◆ **Data shown**:
+===+

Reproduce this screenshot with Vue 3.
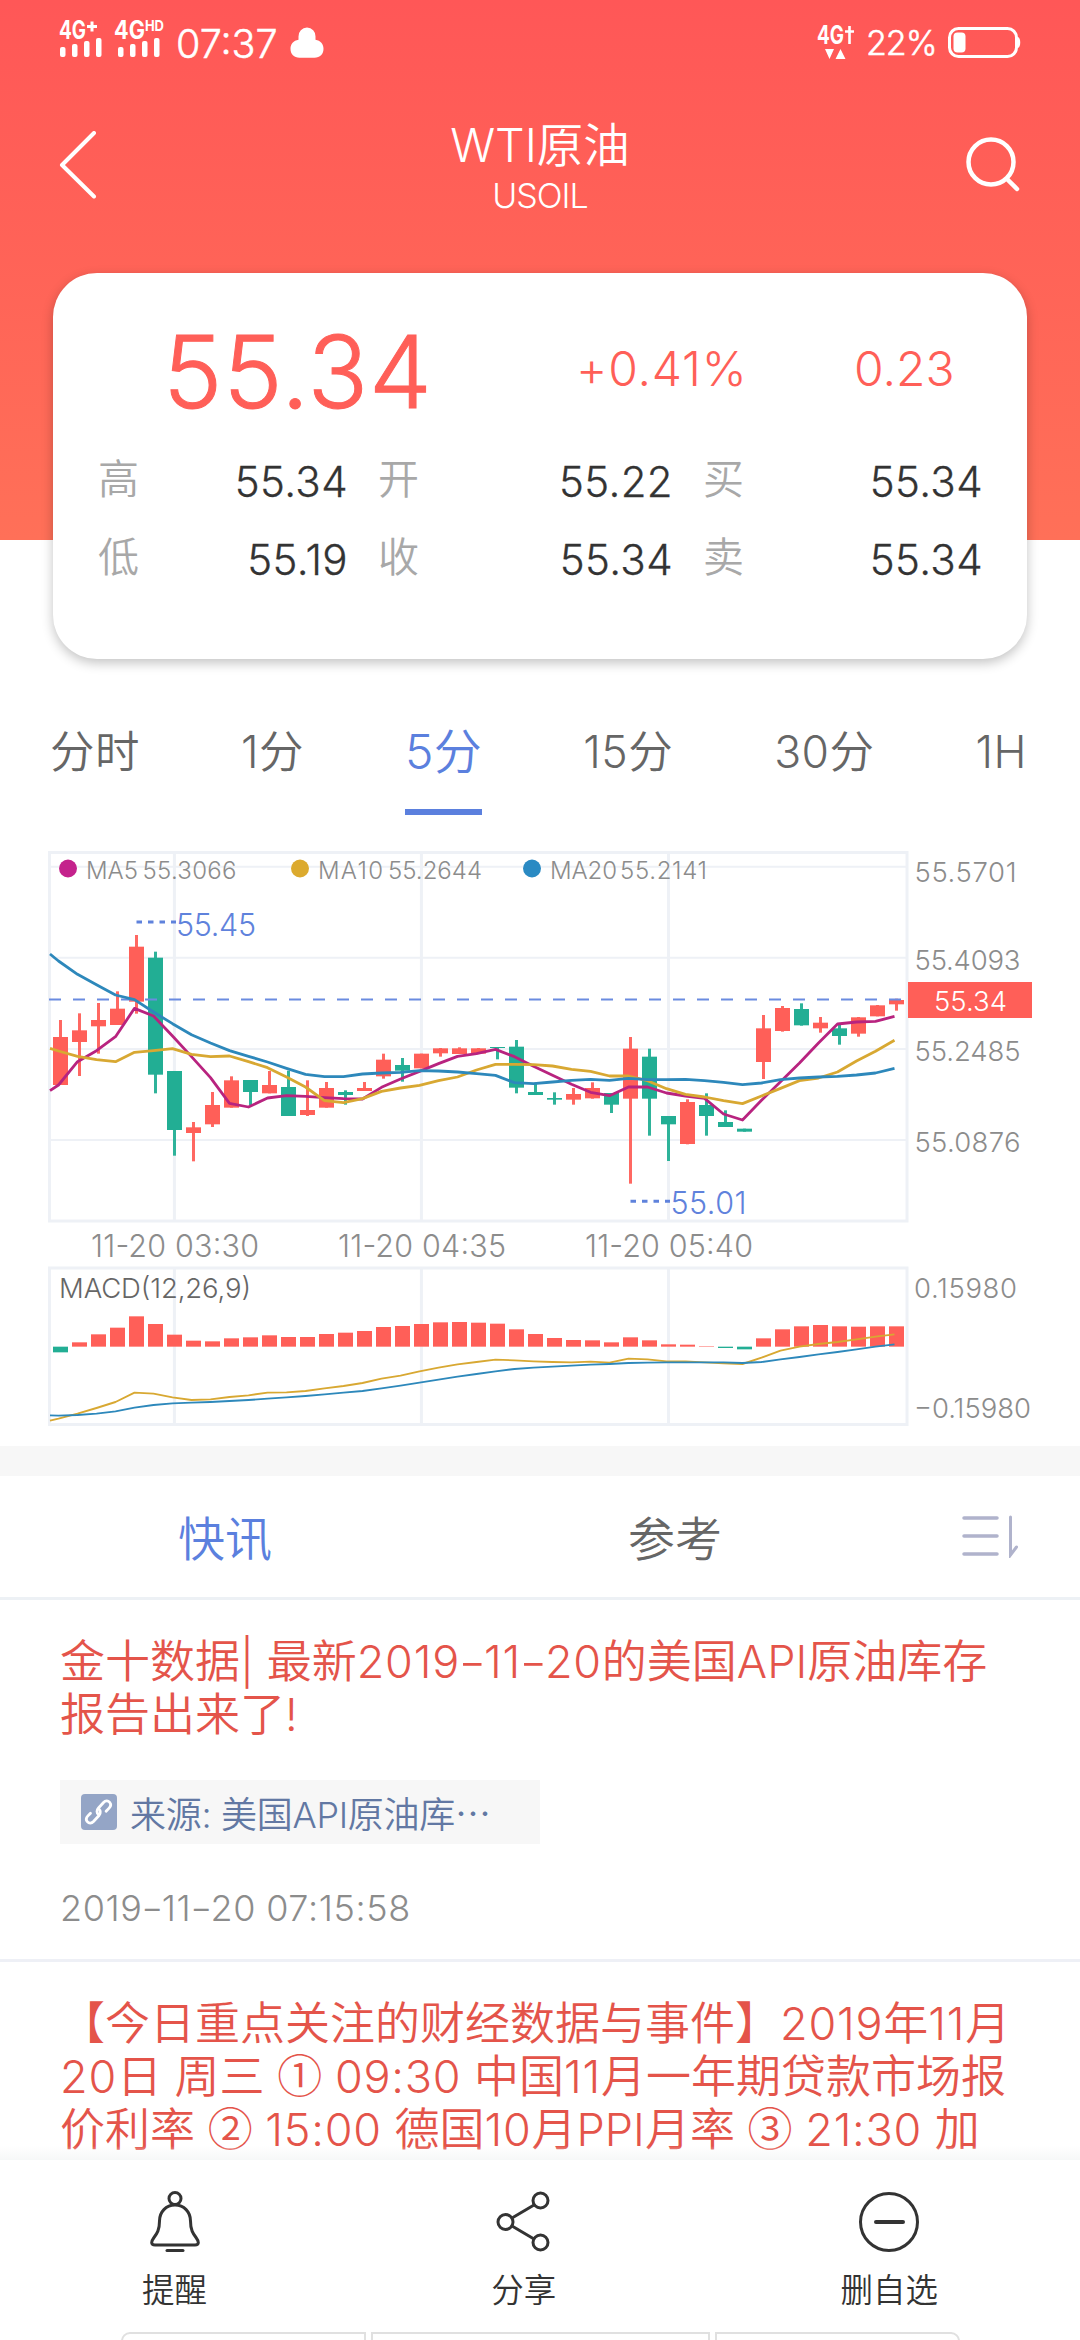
<script setup>
const stats = [
  [
    { label: '高', value: '55.34' },
    { label: '开', value: '55.22' },
    { label: '买', value: '55.34' },
  ],
  [
    { label: '低', value: '55.19' },
    { label: '收', value: '55.34' },
    { label: '卖', value: '55.34' },
  ],
]
const periods = ['分时', '1分', '5分', '15分', '30分', '1H']

// Chart geometry: the canvas starts at page y = 840, series are stored in thirds of a pixel
const STEP = 19
const cx = (i) => 60.5 + STEP * i
const py = (v) => +(v / 3).toFixed(2)

// [high, body top, body bottom, low, rising]
const candles = [
  [540, 591, 735, 735, 1], [520, 571, 606, 708, 1], [489, 540, 559, 641, 1], [454, 506, 555, 555, 1],
  [285, 320, 485, 521, 1], [335, 353, 704, 760, 0], [693, 693, 870, 947, 0], [846, 862, 879, 964, 1],
  [756, 795, 853, 861, 1], [709, 721, 803, 803, 1], [720, 720, 756, 796, 0], [693, 735, 760, 760, 1],
  [692, 741, 828, 828, 0], [721, 810, 825, 828, 1], [726, 744, 803, 803, 1], [751, 756, 765, 794, 0],
  [726, 744, 753, 753, 1], [641, 659, 709, 716, 1], [654, 675, 692, 725, 0], [641, 641, 685, 685, 1],
  [624, 625, 640, 650, 1], [622, 625, 642, 642, 1], [624, 625, 641, 641, 1], [621, 621, 624, 658, 0],
  [600, 620, 743, 760, 0], [732, 756, 765, 765, 0], [757, 774, 779, 794, 0], [744, 762, 779, 794, 1],
  [727, 744, 775, 776, 1], [759, 759, 794, 819, 0], [591, 626, 776, 1031, 1], [626, 650, 776, 887, 0],
  [828, 828, 853, 963, 0], [778, 786, 912, 913, 1], [760, 795, 828, 887, 0], [811, 846, 861, 861, 0],
  [866, 866, 875, 875, 0], [525, 565, 666, 717, 1], [498, 504, 573, 575, 1], [490, 507, 556, 557, 0],
  [531, 548, 565, 578, 1], [555, 565, 588, 614, 0], [531, 532, 581, 590, 1], [495, 496, 529, 529, 1],
  [476, 480, 493, 512, 1],
]

// The first value of every line lies on the left edge of the plot
const ma5 = [752, 735, 665, 632, 590, 505, 528, 588, 650, 713, 790, 801, 774, 767, 769, 773, 776, 777, 742, 717, 694, 671, 649, 641, 628, 650, 679, 706, 733, 757, 767, 741, 741, 759, 768, 775, 822, 840, 781, 725, 669, 609, 552, 546, 544, 529]
const ma10 = [625, 633, 649, 659, 665, 637, 632, 626, 643, 650, 648, 665, 683, 711, 741, 782, 788, 776, 754, 744, 736, 722, 711, 690, 673, 673, 674, 678, 688, 694, 708, 708, 722, 746, 763, 771, 782, 791, 768, 745, 722, 714, 696, 663, 634, 601]
const ma20 = [342, 363, 403, 434, 465, 479, 516, 551, 584, 609, 632, 649, 666, 685, 703, 710, 710, 702, 699, 697, 692, 693, 696, 701, 706, 728, 731, 726, 721, 718, 721, 715, 719, 719, 718, 722, 727, 734, 729, 719, 714, 711, 709, 705, 699, 685]
const dif = [632, 626, 611, 594, 576, 548, 551, 562, 570, 568, 561, 556, 548, 547, 543, 535, 528, 519, 506, 497, 484, 473, 463, 456, 449, 451, 454, 456, 457, 455, 458, 446, 448, 454, 454, 457, 460, 462, 443, 422, 410, 402, 396, 388, 380, 373]
const dea = [616, 617, 615, 611, 604, 593, 585, 580, 578, 576, 573, 570, 566, 562, 558, 553, 548, 543, 535, 527, 518, 509, 500, 492, 484, 477, 473, 470, 467, 464, 462, 459, 458, 457, 457, 457, 457, 459, 456, 448, 441, 433, 426, 418, 410, 403]
const ZERO = 410
const macd = [427, 397, 373, 353, 319, 342, 374, 392, 394, 385, 382, 376, 381, 381, 372, 368, 363, 351, 348, 342, 337, 336, 338, 341, 358, 372, 384, 390, 391, 397, 382, 391, 403, 404, 408.5, 414, 418, 385, 358, 349, 345, 349, 350, 349, 349]

const line = (values, top = 0) =>
  values.map((v, i) => `${i === 0 ? 50 : 58.5 + STEP * (i - 1)},${(py(v) + top).toFixed(2)}`).join(' ')

const gridX = [174.4, 421.4, 668.5]
const gridY = [26.7, 117.7, 209, 300]
const legend = [
  { x: 68, color: '#c4228c', name: 'MA5', nx: 86, nw: 52, value: '55.3066', vx: 142.5, vw: 94 },
  { x: 300, color: '#dcaa2e', name: 'MA10', nx: 318, nw: 65, value: '55.2644', vx: 388, vw: 94 },
  { x: 532, color: '#2a8ac3', name: 'MA20', nx: 550, nw: 67, value: '55.2141', vx: 620, vw: 87 },
]
const prices = [
  { y: 42, t: '55.5701', w: 102 },
  { y: 130, t: '55.4093', w: 106 },
  { y: 221, t: '55.2485', w: 106 },
  { y: 312, t: '55.0876', w: 106 },
]
const times = [
  { x: 91, t: '11-20 03:30' },
  { x: 338, t: '11-20 04:35' },
  { x: 585, t: '11-20 05:40' },
]

// Circled numbers, digits and hyphens have their own glyph style inside running text
const kindOf = (t) => {
  if (t === '-') return 'dash'
  if ('①②③'.includes(t)) return 'circled'
  return /^[\d:]+$/.test(t) ? 'num' : ''
}
const pieces = (text) =>
  text
    .split(/([①②③-]|[\d:]+)/)
    .filter(Boolean)
    .map((t) => ({ t, kind: kindOf(t) }))
const firstNews = ['金十数据| 最新2019-11-20的美国API原油库存', '报告出来了!'].map(pieces)
const secondNews = [
  '【今日重点关注的财经数据与事件】2019年11月',
  '20日 周三 ① 09:30 中国11月一年期贷款市场报',
  '价利率 ② 15:00 德国10月PPI月率 ③ 21:30 加',
].map(pieces)
const published = pieces('2019-11-20 07:15:58')
</script>

<template>
  <div class="screen">
    <div class="hero">
      <div class="status">
        <svg class="sim" width="108" height="50" viewBox="0 -10 108 50" fill="#fff">
          <text x="0" y="19" font-size="25" font-weight="700" textLength="27" lengthAdjust="spacingAndGlyphs">4G</text>
          <path d="M28 6.500h10M33 1.500v10" stroke="#fff" stroke-width="3" />
          <rect x="1" y="27" width="5.500" height="10" rx="2" />
          <rect x="13" y="24" width="5.500" height="13" rx="2" />
          <rect x="25" y="21" width="5.500" height="16" rx="2" />
          <rect x="37" y="18" width="5.500" height="19" rx="2" />
          <text x="55" y="19" font-size="25" font-weight="700" textLength="50" lengthAdjust="spacingAndGlyphs">4G<tspan font-size="15" dy="-8">HD</tspan></text>
          <rect x="59" y="27" width="5.500" height="10" rx="2" />
          <rect x="71" y="24" width="5.500" height="13" rx="2" />
          <rect x="83" y="21" width="5.500" height="16" rx="2" />
          <rect x="95" y="18" width="5.500" height="19" rx="2" />
        </svg>
        <span class="clock">07:37</span>
        <svg class="bell" width="34" height="32" viewBox="0 0 34 32" fill="#fff">
          <path d="M17 .5a8.500 8.500 0 0 1 8.500 9v3.200c5 .8 8 4.300 8 9 0 5.500-3.500 9-9 9h-15c-5.500 0-9-3.500-9-9 0-4.700 3-8.200 8-9V9.500a8.500 8.500 0 0 1 8.500-9z" />
        </svg>
        <span class="grow"></span>
        <svg class="net" width="40" height="46" viewBox="0 -10 40 46" fill="#fff">
          <text x="0" y="19" font-size="25" font-weight="700" textLength="27" lengthAdjust="spacingAndGlyphs">4G</text>
          <path d="M32.500 1v18M28 6.500h9" stroke="#fff" stroke-width="2.600" fill="none" />
          <path d="M8 24h9l-4.500 10zM18.500 34h10l-5-10z" />
        </svg>
        <span class="percent">22%</span>
        <svg class="battery" width="74" height="32" viewBox="0 0 74 32" fill="none">
          <rect x="1.500" y="1.500" width="67" height="28" rx="9" stroke="#fff" stroke-width="3" />
          <rect x="5.500" y="5.500" width="12" height="20" rx="4" fill="#fff" />
          <path d="M70 10c3 1 3 10 0 11z" fill="#fff" />
        </svg>
      </div>
      <div class="nav">
        <svg width="58" height="68" viewBox="0 0 58 68" fill="none" stroke="#fff" stroke-width="4" stroke-linecap="round" stroke-linejoin="round">
          <path d="M36 2L4 34l32 31.500" />
        </svg>
        <div class="title">
          <span class="name">WTI原油</span>
          <span class="code">USOIL</span>
        </div>
        <svg width="58" height="58" viewBox="0 0 58 58" fill="none" stroke="#fff" stroke-width="4.500" stroke-linecap="round">
          <circle cx="27" cy="26" r="22.500" />
          <path d="M43 43l10 10" />
        </svg>
      </div>
    </div>

    <div class="card">
      <div class="headline">
        <span class="last">55.34</span>
        <span class="pct">+0.41%</span>
        <span class="diff">0.23</span>
      </div>
      <div v-for="(row, r) in stats" :key="r" class="stat-row">
        <div v-for="s in row" :key="s.label" class="stat">
          <span class="stat-label">{{ s.label }}</span>
          <span class="stat-value">{{ s.value }}</span>
        </div>
      </div>
    </div>

    <div class="periods">
      <span v-for="p in periods" :key="p" class="period" :class="{ active: p === '5分' }">{{ p }}</span>
    </div>

    <svg class="chart" width="1080" height="606" viewBox="0 0 1080 606">
      <g fill="none" stroke="#eef1f6" stroke-width="3">
        <path v-for="y in gridY" :key="y" :d="`M50 ${y}H907`" stroke-width="2" />
        <path v-for="x in gridX" :key="x" :d="`M${x} 12V381M${x} 428V584`" />
        <rect x="49.500" y="12.500" width="857.500" height="368.500" />
        <rect x="49.500" y="428" width="857.500" height="156.500" />
      </g>
      <g v-for="(c, i) in candles" :key="i" :fill="c[4] ? '#ff5f58' : '#22ae94'">
        <rect :x="cx(i) - 1.5" :y="py(c[0])" width="3" :height="py(c[3] - c[0])" :opacity="0.94" />
        <rect :x="cx(i) - 7.500" :y="py(c[1])" width="15" :height="py(c[2] - c[1])" />
      </g>
      <path d="M49 159.500H907" stroke="#6a8be0" stroke-width="2" stroke-dasharray="12 12" />
      <g fill="none" stroke-width="2.800" stroke-linejoin="round">
        <polyline :points="line(ma5)" stroke="#b8237f" />
        <polyline :points="line(ma10)" stroke="#d8a832" />
        <polyline :points="line(ma20)" stroke="#2d88bb" />
      </g>
      <g v-for="l in legend" :key="l.name" font-size="24" fill="#8c8c8c">
        <circle :cx="l.x" cy="28.500" r="9" :fill="l.color" />
        <text :x="l.nx" y="39" :textLength="l.nw">{{ l.name }}</text>
        <text :x="l.vx" y="39" :textLength="l.vw">{{ l.value }}</text>
      </g>
      <g font-size="30.500" fill="#5f82dc">
        <path d="M136.500 82H176M630.500 361.300H670" stroke="#5f82dc" stroke-width="3" stroke-dasharray="5.500 6" />
        <text x="176" y="96" textLength="80">55.45</text>
        <text x="670.500" y="374" textLength="76">55.01</text>
      </g>
      <g font-size="27.500" fill="#8c8c8c">
        <text v-for="p in prices" :key="p.t" x="914.500" :y="p.y" :textLength="p.w">{{ p.t }}</text>
        <text x="914" y="458" textLength="103">0.15980</text>
        <text x="914" y="578" textLength="117">−0.15980</text>
      </g>
      <rect x="908" y="142" width="124" height="36" fill="#ff5f58" />
      <text x="934" y="171" font-size="27.500" fill="#fff" textLength="73">55.34</text>
      <g font-size="30.500" fill="#8c8c8c">
        <text v-for="t in times" :key="t.t" :x="t.x" y="417" textLength="168">{{ t.t }}</text>
      </g>
      <text x="59" y="458" font-size="27.500" fill="#666" textLength="192">MACD(12,26,9)</text>
      <rect
        v-for="(v, i) in macd"
        :key="'m' + i"
        :x="cx(i) - 7.5"
        :y="370 + py(Math.min(v, ZERO))"
        width="15"
        :height="py(Math.abs(v - ZERO))"
        :fill="v > ZERO ? '#22ae94' : '#ff5f58'"
      />
      <g fill="none" stroke-width="1.900" stroke-linejoin="round">
        <polyline :points="line(dif, 370)" stroke="#d8a832" />
        <polyline :points="line(dea, 370)" stroke="#2d88bb" />
      </g>
    </svg>

    <div class="band"></div>

    <div class="tabs">
      <span class="tab on">快讯</span>
      <span class="tab">参考</span>
      <svg width="58" height="44" viewBox="0 0 58 44" fill="none" stroke="#b0b3cc" stroke-width="3.500" stroke-linecap="round">
        <path d="M2 4h33M2 22h33M2 40h33" />
        <path d="M48.500 3v38l6-8" stroke-width="3" />
      </svg>
    </div>

    <div class="news">
      <div class="item">
        <div class="body">
          <span v-for="(row, i) in firstNews" :key="i" class="row"><span v-for="(p, j) in row" :key="j" :class="p.kind">{{ p.t }}</span></span>
        </div>
        <div class="source">
          <svg width="36" height="36" viewBox="0 0 36 36" fill="none">
            <rect width="36" height="36" rx="4" fill="#94a5c6" />
            <g stroke="#fff" stroke-width="2.800" stroke-linecap="round">
              <path d="M17.500 20.500c-2-1.500-2-4.500 0-6.500l5-5.500c2-2 4.500-2 6-.4s1.500 4-.4 6l-3 3.200" />
              <path d="M17.500 14.500c2 2 2.500 5 .5 7l-5.500 6c-2 2-4.500 2-6 .4s-1.500-4 .4-6l2.600-2.700" />
            </g>
          </svg>
          <span class="source-text">来源: 美国API原油库<span class="dots">…</span></span>
        </div>
        <div class="date"><span v-for="(p, j) in published" :key="j" :class="p.kind">{{ p.t }}</span></div>
      </div>
      <div class="item second">
        <div class="body">
          <span v-for="(row, i) in secondNews" :key="i" class="row"><span v-for="(p, j) in row" :key="j" :class="p.kind">{{ p.t }}</span></span>
        </div>
      </div>
      <div class="fade"></div>
    </div>

    <div class="actions">
      <div class="action">
        <svg width="62" height="62" viewBox="0 0 62 62" fill="none" stroke="#333" stroke-width="3" stroke-linecap="round" stroke-linejoin="round">
          <circle cx="31" cy="7.500" r="6" />
          <path d="M31 14c-9 0-15.500 7-15.500 16 0 9-2.500 12.500-5.500 16.500-3 4-3.500 7.500 1 7.500h40c4.500 0 4-3.500 1-7.500-3-4-5.500-7.500-5.500-16.500 0-9-6.500-16-15.500-16z" />
          <path d="M23 59.500h16" />
        </svg>
        <span>提醒</span>
      </div>
      <div class="action">
        <svg width="62" height="62" viewBox="0 0 62 62" fill="none" stroke="#333" stroke-width="3">
          <circle cx="12.500" cy="31" r="7.500" />
          <circle cx="47.500" cy="9.500" r="7.500" />
          <circle cx="47.500" cy="51.500" r="7.500" />
          <path d="M19 27l22-13M19 35l22 13" />
        </svg>
        <span>分享</span>
      </div>
      <div class="action">
        <svg width="62" height="62" viewBox="0 0 62 62" fill="none" stroke="#333" stroke-width="3" stroke-linecap="round">
          <circle cx="31" cy="31" r="28.500" />
          <path d="M18 31h27" stroke-width="4" />
        </svg>
        <span>删自选</span>
      </div>
    </div>
    <div class="keys">
      <i class="key side"></i>
      <i class="key mid"></i>
      <i class="key side"></i>
    </div>
  </div>
</template>

<style>
body {
  background: #fff;
}
</style>

<style scoped>
.screen {
  width: 1080px;
  height: 2340px;
  overflow: hidden;
  display: flex;
  flex-direction: column;
  background: #fff;
  font-family: Inter, "Noto Sans CJK SC", sans-serif;
  font-weight: 350;
  white-space: nowrap;
}
.screen > * {
  flex: none;
}
.hero {
  height: 540px;
  background: linear-gradient(#ff5757, #ff7058);
  color: #fff;
}
.status {
  height: 84px;
  display: flex;
  align-items: flex-start;
  padding: 0 59px;
  box-sizing: border-box;
}
.sim {
  margin-top: 10px;
}
.clock {
  margin: 20px 0 0 9px;
  width: 104px;
  font-size: 39.500px;
  line-height: 48px;
  -webkit-text-stroke: 0.5px;
}
.bell {
  margin: 27px 0 0 10px;
}
.grow {
  flex: 1;
}
.net {
  margin-top: 15px;
}
.percent {
  margin: 19px 0 0 9px;
  width: 72px;
  font-size: 34px;
  letter-spacing: -1px;
  line-height: 48px;
  -webkit-text-stroke: 0.5px;
}
.battery {
  margin: 27px -1px 0 10px;
}
.nav {
  height: 162px;
  display: flex;
  justify-content: space-between;
  align-items: center;
  padding: 0 58px 0 58px;
}
.title {
  display: flex;
  flex-direction: column;
  align-items: center;
  padding-top: 4px;
}
.name {
  font-size: 46.500px;
  line-height: 58px;
}
.code {
  font-size: 34px;
  line-height: 44px;
  letter-spacing: -1px;
}
.card {
  width: 974px;
  height: 386px;
  margin: -267px auto 0;
  border-radius: 44px;
  background: #fff;
  box-shadow: 0 4px 12px rgba(0, 0, 0, 0.24);
}
.headline {
  height: 170px;
  display: flex;
  align-items: center;
  padding-top: 22px;
  box-sizing: border-box;
  color: #ff5f58;
  line-height: 1;
}
.last {
  width: 413px;
  padding: 5px 0 0 110px;
  font-size: 100px;
  letter-spacing: 1px;
  -webkit-text-stroke: 1px;
}
.pct {
  width: 278px;
  font-size: 48px;
  letter-spacing: 0.8px;
}
.diff {
  font-size: 48px;
}
.stat-row {
  height: 78px;
  display: flex;
  align-items: center;
  padding-left: 45px;
  position: relative;
  top: -1px;
}
.stat {
  display: flex;
  align-items: center;
  justify-content: space-between;
  width: 250px;
  margin-right: 30px;
}
.stat:nth-child(2) {
  width: 295px;
}
.stat:nth-child(3) {
  width: 280px;
  margin-right: 0;
}
.stat-label {
  font-size: 41px;
  line-height: 60px;
  padding-bottom: 4px;
  color: #a8a8a8;
}
.stat-value {
  font-size: 42px;
  letter-spacing: 0.4px;
  color: #333;
  -webkit-text-stroke: 0.3px;
}
.periods {
  height: 181px;
  box-sizing: border-box;
  padding: 63px 53px 0 50px;
  display: flex;
  justify-content: space-between;
  align-items: flex-start;
}
.period {
  height: 93px;
  box-sizing: border-box;
  font-size: 44.500px;
  line-height: 60px;
  letter-spacing: 0.5px;
  color: #666;
}
.active {
  font-size: 48px;
  color: #5b80de;
  border-bottom: 6px solid #5b80de;
}
.chart {
  display: block;
}
.band {
  height: 30px;
  background: #f7f7f7;
}
.tabs {
  height: 124px;
  box-sizing: border-box;
  padding-bottom: 2px;
  border-bottom: 3px solid #edf1f5;
  display: flex;
  align-items: center;
  font-size: 47px;
  color: #666;
}
.tab {
  width: 450px;
  text-align: center;
}
.on {
  color: #5b80de;
}
.tabs svg {
  margin-left: 62px;
}
.news {
  height: 560px;
  position: relative;
  overflow: hidden;
}
.item {
  height: 362px;
  box-sizing: border-box;
  padding: 35px 60px 0;
  border-bottom: 3px solid #eef0f6;
}
.body {
  display: flex;
  flex-direction: column;
  color: #e4544a;
  font-size: 45px;
  line-height: 53px;
}
.row {
  height: 53px;
}
.num {
  letter-spacing: 0.017em;
}
.dash {
  display: inline-block;
  transform: scaleX(1.35);
  margin: 0 0.04em;
}
.circled {
  font-family: "Noto Sans CJK SC", sans-serif;
  line-height: 0;
}
.source {
  margin-top: 39px;
  width: 480px;
  height: 64px;
  box-sizing: border-box;
  padding-left: 21px;
  display: flex;
  align-items: center;
  gap: 13px;
  background: #f7f7f7;
  color: #6278a3;
  font-size: 36px;
  letter-spacing: -0.3px;
}
.dots {
  font-family: "Noto Sans CJK SC", sans-serif;
}
.date {
  margin-top: 40px;
  font-size: 36px;
  line-height: 48px;
  color: #8c8c8c;
}
.fade {
  position: absolute;
  left: 0;
  right: 0;
  bottom: 0;
  height: 14px;
  background: linear-gradient(rgba(246, 247, 247, 0), #f6f8f8);
}
.actions {
  height: 172px;
  display: flex;
  justify-content: space-between;
  padding: 31px 142px 0 142px;
  box-sizing: border-box;
  font-size: 32.500px;
  color: #333;
}
.action {
  display: flex;
  flex-direction: column;
  align-items: center;
  gap: 13px;
  line-height: 50px;
}
.keys {
  height: 8px;
  overflow: hidden;
  display: flex;
  justify-content: center;
  gap: 5px;
}
.key {
  height: 30px;
  box-sizing: border-box;
  border: 2px solid #e0e0e0;
}
.side {
  width: 245px;
}
.mid {
  width: 339px;
}
.key:first-child {
  border-top-left-radius: 9px;
}
.key:last-child {
  border-top-right-radius: 9px;
}
</style>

+===+

◆ **Set task**:
Restate, line by line and word for word, everything from the top of the material through the line that contains "const py = (v) => +(v / 3).toFixed(2)". Leave pictures out.

◆ **Solution for this problem**:
Reproduce this screenshot with Vue 3.
<script setup>
const stats = [
  [
    { label: '高', value: '55.34' },
    { label: '开', value: '55.22' },
    { label: '买', value: '55.34' },
  ],
  [
    { label: '低', value: '55.19' },
    { label: '收', value: '55.34' },
    { label: '卖', value: '55.34' },
  ],
]
const periods = ['分时', '1分', '5分', '15分', '30分', '1H']

// Chart geometry: the canvas starts at page y = 840, series are stored in thirds of a pixel
const STEP = 19
const cx = (i) => 60.5 + STEP * i
const py = (v) => +(v / 3).toFixed(2)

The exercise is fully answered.